▶ _WORK TO BE COMPLETED_:
In the material below, find how many lines contain the string "full". Write only that number.
─── EXTRACTED RECORDS ───
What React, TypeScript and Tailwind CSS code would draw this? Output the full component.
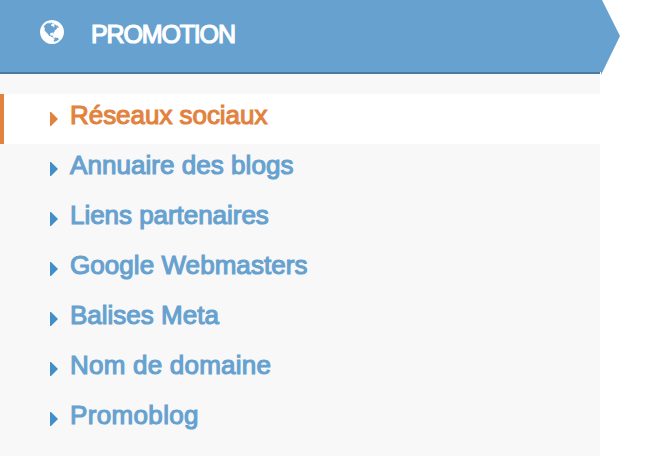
import { clsx } from "clsx";

const items = [
  { label: "Réseaux sociaux", tracking: "tracking-[-0.04px]", active: true },
  { label: "Annuaire des blogs", tracking: "tracking-[0.05px]" },
  { label: "Liens partenaires", tracking: "tracking-[-0.04px]" },
  { label: "Google Webmasters", tracking: "tracking-[0.06px]" },
  { label: "Balises Meta", tracking: "tracking-normal" },
  { label: "Nom de domaine", tracking: "tracking-[0.22px]" },
  { label: "Promoblog", tracking: "tracking-[0.35px]" },
];

function GlobeIcon() {
  return (
    <svg viewBox="0 128 1536 1536" className="h-6 w-6" fill="currentColor" aria-hidden="true">
      <path d="M768 128q209 0 385.500 103t279.500 279.500 103 385.500-103 385.500-279.500 279.500-385.500 103-385.500-103-279.500-279.500-103-385.500 103-385.500 279.500-279.500 385.500-103zm274 521q-2 1-9.500 9.500t-13.500 9.500q2 0 4.500-5t5-11 3.500-7q6-7 22-15 14-6 52-12 34-8 51 11-2-2 9.500-13t14.500-12q3-2 15-4.500t15-7.500l2-22q-12 1-17.500-7t-6.500-21q0 2-6 8 0-7-4.500-8t-11.500 1-9 1q-10-3-15-7.500t-8-16.500-4-15q-2-5-9.500-11t-9.500-10q-1-2-2.500-5.500t-3-6.500-4-5.500-5.500-2.500-7 5-7.500 10-4.500 5q-3-2-6-1.500t-4.500 1-4.500 3-5 3.500q-3 2-8.500 3t-8.500 2q15-5-1-11-10-4-16-3 9-4 7.500-12t-8.500-14h5q-1-4-8.500-8.500t-17.500-8.500-13-6q-8-5-34-9.500t-33-.5q-5 6-4.500 10.500t4 14 3.500 12.500q1 6-5.500 13t-6.500 12q0 7 14 15.500t10 21.500q-3 8-16 16t-16 12q-5 8-1.500 18.500t10.500 16.500q2 2 1.500 4t-3.500 4.500-5.500 4-6.500 3.500l-3 2q-11 5-20.500-6t-13.500-26q-7-25-16-30-23-8-29 1-5-13-41-26-25-9-58-4 6-1 0-15-7-15-19-12 3-6 4-17.500t1-13.500q3-13 12-23 1-1 7-8.500t9.500-13.500.5-6q35 4 50-11 5-5 11.500-17t10.500-17q9-6 14-5.500t14.500 5.500 14.500 5q14 1 15.500-11t-7.500-20q12 1 3-17-4-7-8-9-12-4-27 5-8 4 2 8-1-1-9.500 10.500t-16.500 17.500-16-5q-1-1-5.500-13.500t-9.500-13.500q-8 0-16 15 3-8-11-15t-24-8q19-12-8-27-7-4-20.500-5t-19.500 4q-5 7-5.500 11.500t5 8 10.500 5.500 11.500 4 8.500 3q14 10 8 14-2 1-8.500 3.500t-11.500 4.500-6 4q-3 4 0 14t-2 14q-5-5-9-17.500t-7-16.500q7 9-25 6l-10-1q-4 0-16 2t-20.500 1-13.500-8q-4-8 0-20 1-4 4-2-4-3-11-9.500t-10-8.500q-46 15-94 41 6 1 12-1 5-2 13-6.500t10-5.500q34-14 42-7l5-5q14 16 20 25-7-4-30-1-20 6-22 12 7 12 5 18-4-3-11.500-10t-14.500-11-15-5q-16 0-22 1-146 80-235 222 7 7 12 8 4 1 5 9t2.500 11 11.500-3q9 8 3 19 1-1 44 27 19 17 21 21 3 11-10 18-1-2-9-9t-9-4q-3 5 .5 18.500t10.500 12.500q-7 0-9.500 16t-2.500 35.500-1 23.500l2 1q-3 12 5.500 34.500t21.500 19.500q-13 3 20 43 6 8 8 9 3 2 12 7.500t15 10 10 10.500q4 5 10 22.500t14 23.500q-2 6 9.500 20t10.500 23q-1 0-2.500 1t-2.500 1q3 7 15.500 14t15.500 13q1 3 2 10t3 11 8 2q2-20-24-62-15-25-17-29-3-5-5.500-15.500t-4.500-14.500q2 0 6 1.500t8.500 3.500 7.500 4 2 3q-3 7 2 17.500t12 18.500 17 19 12 13q6 6 14 19.500t0 13.500q9 0 20 10t17 20q5 8 8 26t5 24q2 7 8.500 13.500t12.500 9.500l16 8 13 7q5 2 18.500 10.500t21.500 11.500q10 4 16 4t14.500-2.500 13.500-3.500q15-2 29 15t21 21q36 19 55 11-2 1 .5 7.500t8 15.500 9 14.500 5.500 8.500q5 6 18 15t18 15q6-4 7-9-3 8 7 20t18 10q14-3 14-32-31 15-49-18 0-1-2.500-5.500t-4-8.500-2.500-8.500 0-7.500 5-3q9 0 10-3.500t-2-12.500-4-13q-1-8-11-20t-12-15q-5 9-16 8t-16-9q0 1-1.500 5.500t-1.500 6.500q-13 0-15-1 1-3 2.500-17.500t3.500-22.500q1-4 5.500-12t7.500-14.500 4-12.500-4.500-9.500-17.500-2.500q-19 1-26 20-1 3-3 10.500t-5 11.500-9 7q-7 3-24 2t-24-5q-13-8-22.500-29t-9.500-37q0-10 2.500-26.500t3-25-5.500-24.500q3-2 9-9.500t10-10.500q2-1 4.500-1.500t4.500 0 4-1.500 3-6q-1-1-4-3-3-3-4-3 7 3 28.500-1.500t27.500 1.500q15 11 22-2 0-1-2.500-9.500t-.5-13.500q5 27 29 9 3 3 15.500 5t17.500 5q3 2 7 5.500t5.500 4.500 5-.5 8.500-6.500q10 14 12 24 11 40 19 44 7 3 11 2t4.500-9.500 0-14-1.500-12.500l-1-8v-18l-1-8q-15-3-18.500-12t1.500-18.500 15-18.500q1-1 8-3.500t15.500-6.500 12.500-8q21-19 15-35 7 0 11-9-1 0-5-3t-7.500-5-4.500-2q9-5 2-16 5-3 7.500-11t7.500-10q9 12 21 2 7-8 1-16 5-7 20.500-10.500t18.500-9.500q7 2 8-2t1-12 3-12q4-5 15-9t13-5l17-11q3-4 0-4 18 2 31-11 10-11-6-20 3-6-3-9.500t-15-5.500q3-1 11.500-.5t10.500-1.500q15-10-7-16-17-5-43 12zm-163 877q206-36 351-189-3-3-12.500-4.500t-12.500-3.500q-18-7-24-8 1-7-2.500-13t-8-9-12.500-8-11-7q-2-2-7-6t-7-5.500-7.500-4.500-8.500-2-10 1l-3 1q-3 1-5.500 2.500t-5.500 3-4 3 0 2.500q-21-17-36-22-5-1-11-5.500t-10.500-7-10-1.500-11.500 7q-5 5-6 15t-2 13q-7-5 0-17.500t2-18.500q-3-6-10.500-4.500t-12 4.500-11.500 8.500-9 6.500-8.500 5.500-8.500 7.500q-3 4-6 12t-5 11q-2-4-11.500-6.500t-9.500-5.500q2 10 4 35t5 38q7 31-12 48-27 25-29 40-4 22 12 26 0 7-8 20.500t-7 21.500q0 6 2 16z" />
    </svg>
  );
}

export default function App() {
  return (
    <div className="relative h-[456px] w-[646px] overflow-hidden bg-white font-['Liberation_Sans',sans-serif]">
      <nav className="h-full w-[600px] bg-[#f8f8f8]">
        <header className="flex h-[74px] items-center border-b-2 border-[#4a7ba5] bg-[#66a1cf] pb-2 pl-10 text-white">
          <GlobeIcon />
          <h2 className="ml-[27px] pt-[3px] text-[25px] leading-[30px] tracking-[-1.15px] [-webkit-text-stroke:1.2px_currentColor]">
            PROMOTION
          </h2>
        </header>

        <ul className="pt-5">
          {items.map((item) => (
            <li key={item.label}>
              <a
                href="#"
                className={clsx(
                  "flex h-[50px] border-l-4 pl-[46px]",
                  item.active
                    ? "border-[#e2823f] bg-white text-[#e2823f]"
                    : "border-transparent text-[#66a1cf]"
                )}
              >
                <svg
                  viewBox="0 0 8 14"
                  className={clsx(
                    "mt-[18px] h-3.5 w-2 shrink-0",
                    item.active ? "text-[#e2823f]" : "text-[#428fc7]"
                  )}
                >
                  <path d="M0 0h1l7 7-7 7H0z" fill="currentColor" />
                </svg>
                <span
                  className={clsx(
                    "ml-3 whitespace-nowrap text-[26px] leading-[42px] [-webkit-text-stroke:1.1px_currentColor]",
                    item.tracking
                  )}
                >
                  {item.label}
                </span>
              </a>
            </li>
          ))}
        </ul>
      </nav>

      <svg viewBox="0 0 20 75" className="absolute left-[600px] top-0 h-[75px] w-5">
        <path d="M0 0h2l18 36L1 75V72H0z" fill="#66a1cf" />
      </svg>
    </div>
  );
}
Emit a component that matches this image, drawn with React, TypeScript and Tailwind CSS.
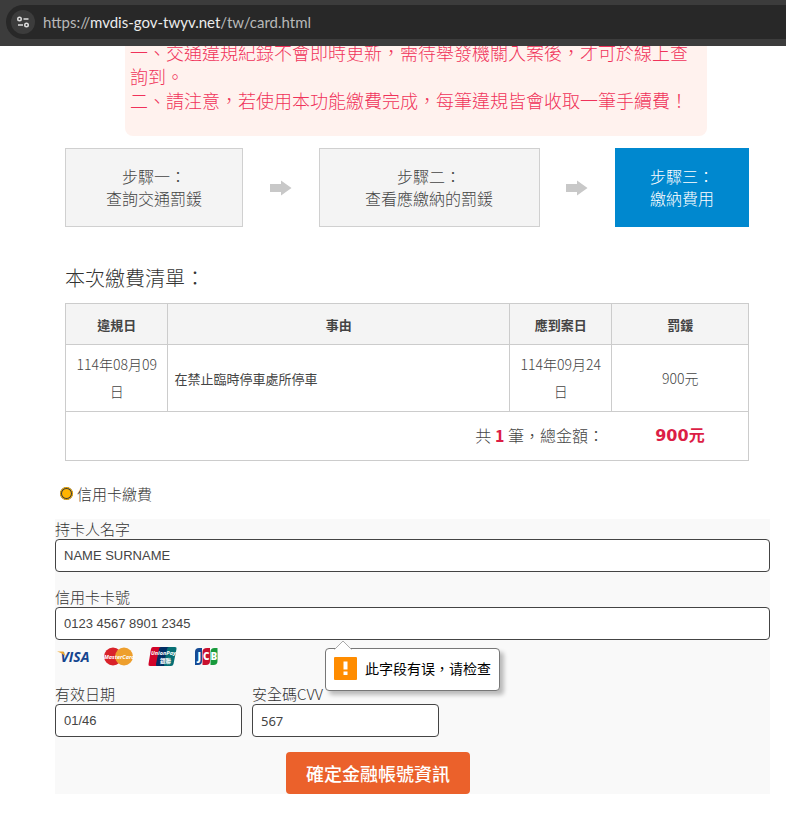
import React, { useState } from "react";

interface StepProps {
  title: string;
  text: string;
  active?: boolean;
  className: string;
}

const Step = ({ title, text, active, className }: StepProps) => {
  return (
    <li
      className={`flex h-[79px] flex-col items-center justify-center border pb-0.5 text-base leading-[22px] ${
        active
          ? "border-[#0088cf] bg-[#0088cf] text-white"
          : "border-[#d0d0d0] bg-[#f4f4f4] text-[#444]"
      } ${className}`}
    >
      <div>
        <p className={active ? "" : "text-center"}>{title}</p>
        <p>{text}</p>
      </div>
    </li>
  );
};

const Arrow = () => (
  <li aria-hidden="true" className="flex flex-1 justify-center">
    <svg width="22" height="16" viewBox="0 0 22 16" fill="#c8c8c8">
      <path d="M0 4h11V0.5L21.5 8 11 15.500V12H0z" />
    </svg>
  </li>
);

interface FieldProps {
  id: string;
  label: string;
  initial: string;
  className?: string;
  inputClass?: string;
}

const Field = ({ id, label, initial, className = "", inputClass = "" }: FieldProps) => {
  const [value, setValue] = useState(initial);

  return (
    <div className={className}>
      <label htmlFor={id} className="block text-[15px] leading-5">
        {label}
      </label>
      <input
        id={id}
        type="text"
        autoComplete="off"
        value={value}
        onChange={(e) => setValue(e.target.value)}
        className={`block h-[33px] w-full rounded-sm border border-[#444] bg-white px-2 text-[13px] font-normal text-[#444] outline-none ${inputClass}`}
      />
    </div>
  );
};

const CardLogos = () => (
  <div className="flex h-11 items-start pt-[7px] pl-1">
    <svg
      className="overflow-visible"
      width="160"
      height="20"
      viewBox="0 0 160 20"
      role="img"
      aria-label="VISA MasterCard UnionPay JCB"
    >
      {/* Visa */}
      <text x="1.500" y="14.500" fontFamily="Open Sans" fontWeight="700" fontStyle="italic" fontSize="14" fill="#15458f">
        VISA
      </text>
      <path d="M-2 4.500h6.500l2.500 5.500Q4 6-2 4.500z" fill="#efa72e" />

      {/* MasterCard */}
      <circle cx="54" cy="9.500" r="9" fill="#d9222a" />
      <circle cx="65" cy="9.500" r="9" fill="#ee9f2d" />
      <text x="45" y="11.500" fontFamily="Open Sans" fontWeight="700" fontStyle="italic" fontSize="5.500" fill="#fff">
        MasterCard
      </text>

      {/* UnionPay */}
      <path d="M94 0h9l-4 19h-8q-2 0-1.500-2L92 2q.5-2 2-2z" fill="#d10429" />
      <path d="M102 0h10l-4 19H98q-1.500 0-1-2l3-15q.5-2 2-2z" fill="#022e64" />
      <path d="M110 0h6q2 0 1.500 2l-3 15q-.5 2-2.500 2h-6q-1.500 0-1-2l3-15q.5-2 2-2z" fill="#076f74" />
      <text x="92" y="8" fontFamily="Open Sans" fontWeight="700" fontStyle="italic" fontSize="5.500" fill="#fff">
        UnionPay
      </text>
      <text x="101" y="15.500" fontFamily="Noto Sans CJK TC" fontWeight="700" fontSize="5.500" fill="#fff">
        銀聯
      </text>

      {/* JCB */}
      <path d="M140 1h3v13q0 4-4 4h-3V5q0-4 4-4z" fill="#164b94" />
      <path d="M148 1h3v13q0 4-4 4h-3.500V5q0-4 4.500-4z" fill="#c8102e" />
      <path d="M155.500 1h3v13q0 4-4 4h-3V5q0-4 4-4z" fill="#189a3c" />
      <g fontFamily="Open Sans" fontWeight="800" fontSize="10" fill="#fff">
        <text x="138.500" y="12.500">J</text>
        <text x="144" y="13">C</text>
        <text x="151.500" y="13">B</text>
      </g>
    </svg>
  </div>
);

const Tooltip = () => (
  <div
    role="alert"
    className="absolute top-[129px] left-[270px] flex h-[43px] items-center gap-2 rounded-sm border border-[#777] bg-white px-2 text-sm font-normal whitespace-nowrap text-black shadow-[4px_4px_4px_rgba(0,0,0,0.25)]"
  >
    <svg className="absolute -top-[9px] left-2" width="18" height="10" viewBox="0 0 18 10">
      <path d="M0.500 9.500L9 1l8.500 8.500" fill="#fff" stroke="#aaa" />
      <path d="M1 9.500h16" stroke="#fff" />
    </svg>
    <svg className="mb-0.5" width="23" height="23" viewBox="0 0 23 23">
      <rect width="23" height="23" rx="1" fill="#ff8c00" />
      <path d="M9.500 4.500h4v8h-4zM9.500 14.500h4v3.500h-4z" fill="#fff" />
    </svg>
    <span className="pb-1">此字段有误，请检查</span>
  </div>
);

const App = () => {
  const [method, setMethod] = useState("card");

  return (
    <div className="min-h-screen bg-white font-['Noto_Sans_CJK_TC',sans-serif] font-light text-[#333]">
      {/* address bar */}
      <header className="h-[46px] bg-[#3c3c3c] pt-[5px] pl-1.5">
        <div className="flex h-[34px] items-center gap-2 rounded-l-full bg-[#282828] pl-[5px]">
          <button
            type="button"
            aria-label="Site information"
            className="flex size-6 items-center justify-center rounded-full bg-[#3c3c3c]"
          >
            <svg width="14" height="12" viewBox="0 0 14 12" fill="none" stroke="#ddd" strokeWidth="1.500">
              <circle cx="3.500" cy="3" r="1.750" />
              <path d="M7.500 3H12.500M2 9h5" />
              <circle cx="10.500" cy="9" r="1.750" />
            </svg>
          </button>
          <span className="font-['Lato',sans-serif] text-[15px] font-normal text-[#b8b8b8]">
            https://<span className="text-[#ececec]">mvdis-gov-twyv.net</span>/tw/card.html
          </span>
        </div>
      </header>

      <main className="pr-4 pl-[55px]">
        <section className="mr-[63px] ml-[70px] overflow-hidden rounded-b-lg bg-[#fff2ee] px-[5px] pb-6 text-lg leading-6 text-[#f0325a]">
          <p className="-mt-1.5">一、交通違規紀錄不會即時更新，需待舉發機關入案後，才可於線上查詢到。</p>
          <p>二、請注意，若使用本功能繳費完成，每筆違規皆會收取一筆手續費！</p>
        </section>

        <div className="mr-[21px] ml-2.5">
          <ol className="mt-3 flex items-center">
            <Step title="步驟一：" text="查詢交通罰鍰" className="w-[178px]" />
            <Arrow />
            <Step title="步驟二：" text="查看應繳納的罰鍰" className="w-[221px]" />
            <Arrow />
            <Step title="步驟三：" text="繳納費用" active className="w-[134px]" />
          </ol>

          <h2 className="mt-9 text-xl leading-[30px]">本次繳費清單：</h2>

          <table className="mt-2.5 w-full table-fixed border-collapse text-center text-[13px] leading-[27px] text-[#444] [&_td]:border-[#ccc] [&_th]:border [&_th]:border-[#ccc]">
            <colgroup>
              <col className="w-[15%]" />
              <col className="w-[50%]" />
              <col className="w-[15%]" />
              <col className="w-[20%]" />
            </colgroup>
            <thead>
              <tr className="h-[41px] bg-[#f4f4f4]">
                <th>違規日</th>
                <th>事由</th>
                <th>應到案日</th>
                <th>罰鍰</th>
              </tr>
            </thead>
            <tbody>
              <tr className="h-[67px]">
                <td className="border px-2 text-sm leading-[27px]">114年08月09日</td>
                <td className="border px-1.5 text-left font-normal">在禁止臨時停車處所停車</td>
                <td className="border px-2 text-sm leading-[27px]">114年09月24日</td>
                <td className="border text-sm">900元</td>
              </tr>
            </tbody>
            <tfoot>
              <tr className="h-[49px] border border-[#ccc]">
                <td colSpan={3} className="pr-2 pb-0.5 text-right text-base">
                  共 <b className="font-bold text-[#dc1e46]">1</b> 筆，總金額：
                </td>
                <td className="font-['DejaVu_Sans','Noto_Sans_CJK_TC',sans-serif] text-base font-bold text-[#dc1e46]">
                  900元
                </td>
              </tr>
            </tfoot>
          </table>
        </div>

        <label className="mt-[23px] flex h-5 items-center gap-1 pl-[5px] text-[15px] leading-5">
          <input
            type="radio"
            name="method"
            value="card"
            checked={method === "card"}
            onChange={(e) => setMethod(e.target.value)}
            className="mb-0.5 size-[13px] appearance-none rounded-full border-2 border-[#3c3c3c] bg-[#ffb400] outline outline-[#ffb400] -outline-offset-1"
          />
          信用卡繳費
        </label>

        <div className="relative mt-[15px] bg-[#f9f9f9]">
          <Field
            id="holder"
            label="持卡人名字"
            initial="NAME SURNAME"
            inputClass="font-['Liberation_Sans',sans-serif]"
          />
          <Field
            id="number"
            label="信用卡卡號"
            initial="0123 4567 8901 2345"
            className="mt-[15px]"
            inputClass="font-['Liberation_Sans',sans-serif]"
          />
          <CardLogos />
          <div className="flex gap-2.5">
            <Field
              id="expiry"
              label="有效日期"
              initial="01/46"
              className="w-[187px]"
              inputClass="font-['Liberation_Sans',sans-serif]"
            />
            <Field
              id="cvv"
              label="安全碼CVV"
              initial="567"
              className="w-[187px]"
              inputClass="font-['Noto_Sans',sans-serif]"
            />
          </div>
          <Tooltip />
          <div className="mt-[15px] flex justify-center pr-[69px]">
            <button type="button" className="h-[42px] rounded-sm bg-[#eb612b] px-5 text-lg font-medium text-white">
              確定金融帳號資訊
            </button>
          </div>
        </div>
      </main>
    </div>
  );
};

export default App;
───
▶ _IN RESPONSE_:
7